The nature of each subject and content of each lesson determines what the most effective means of assessment will be.  Most lessons are assessed through written assignments in the form of comprehension questions or reading summaries, or online exams.

Comprehension Questions begin a discussion between the teacher and student. The questions are provided to guide the student through all important points in the lesson, and sometimes challenge to think beyond what is found in the lesson. Comprehension questions should always be answered after careful reading and should be written with complete sentences. When completed the student should submit his answers for review. I will review the student’s answers, and provide feedback to help the student master the lesson. This back and forth discussion will continue until all questions have been answered thoroughly and correctly.
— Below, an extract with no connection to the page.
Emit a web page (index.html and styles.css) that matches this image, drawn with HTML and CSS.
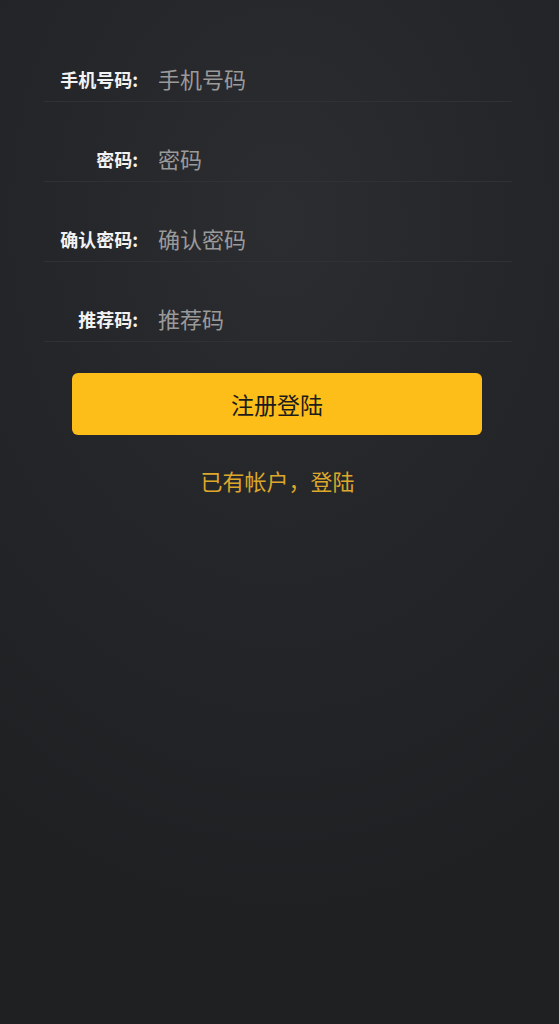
FILE: index.html
```html
<!DOCTYPE html>
<html lang="zh">
<head>
<meta charset="utf-8">
<title>注册</title>
<link rel="stylesheet" href="styles.css">
</head>
<body>
<main class="page">
  <form class="form">
    <div class="row">
      <label class="label">手机号码:</label>
      <span class="input">手机号码</span>
    </div>
    <div class="row">
      <label class="label">密码:</label>
      <span class="input">密码</span>
    </div>
    <div class="row">
      <label class="label">确认密码:</label>
      <span class="input">确认密码</span>
    </div>
    <div class="row">
      <label class="label">推荐码:</label>
      <span class="input">推荐码</span>
    </div>
  </form>
  <button class="btn" type="button">注册登陆</button>
  <a class="link">已有帐户，登陆</a>
</main>
</body>
</html>
```

FILE: styles.css
```css
html, body {
  margin: 0;
  padding: 0;
  height: 100%;
}
body {
  background: radial-gradient(ellipse 520px 700px at 280px 220px, #2c2d30 0%, #252629 45%, #1f2022 100%);
  font-family: "Noto Sans CJK SC", "Noto Sans", sans-serif;
  min-height: 1024px;
}
.page {
  display: flex;
  flex-direction: column;
  padding-top: 22px;
}
.form {
  display: flex;
  flex-direction: column;
  margin: 0 47px 0 44px;
}
.row {
  height: 79px;
  border-bottom: 1px solid #303134;
  display: flex;
  align-items: flex-end;
}
.label {
  width: 94px;
  text-align: right;
  color: #f2f2f2;
  font-weight: bold;
  font-size: 18px;
  line-height: 44px;
  letter-spacing: 0;
}
.input {
  margin-left: 20px;
  color: #9a9a9b;
  font-size: 22px;
  line-height: 46px;
}
.btn {
  margin: 31px 77px 0 72px;
  height: 62px;
  border: none;
  border-radius: 6px;
  background: #fdbe19;
  color: #1c1c1c;
  font-family: "Noto Sans CJK SC", "Noto Sans", sans-serif;
  font-size: 23px;
  padding: 0;
}
.link {
  margin-top: 29px;
  align-self: center;
  margin-right: 4px;
  color: #dca72a;
  font-size: 22px;
  line-height: 32px;
}
```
Reading Summaries require a student to demonstrate his careful study of a text by answering general questions about the assigned reading and providing an outline of lesson content.  Reflection questions are often included in reading summaries, requiring students to think of the significance of the lessons on his studies and personal life.

Online Quizzes/Exams provide immediate scoring for objective assessments of lessons that contact simple information (facts) that can be assessed in this manner

Essays test a student’s ability to understand and articulate course content, but also to draw inferences and make applications in other areas of study and life.  

7. Review

In the Classical Liberal Arts Academy, all assessments can be reviewed and re-submitted until perfect scores are earned.  This final step is the most important step of studying for mastery and modern schools don’t allow it.  This is a privilege made available by tutors who are willing to review student work as many times as it takes–and you shouldn’t take this privilege for granted. Settling for “good enough” or “passing” scores is a modern excuse for incomplete studies.  There is no excuse for any student to have less than perfect scores in any course in the Classical Liberal Arts Academy.

This is how a lesson is to be studied for mastery in the Classical Liberal Arts Academy.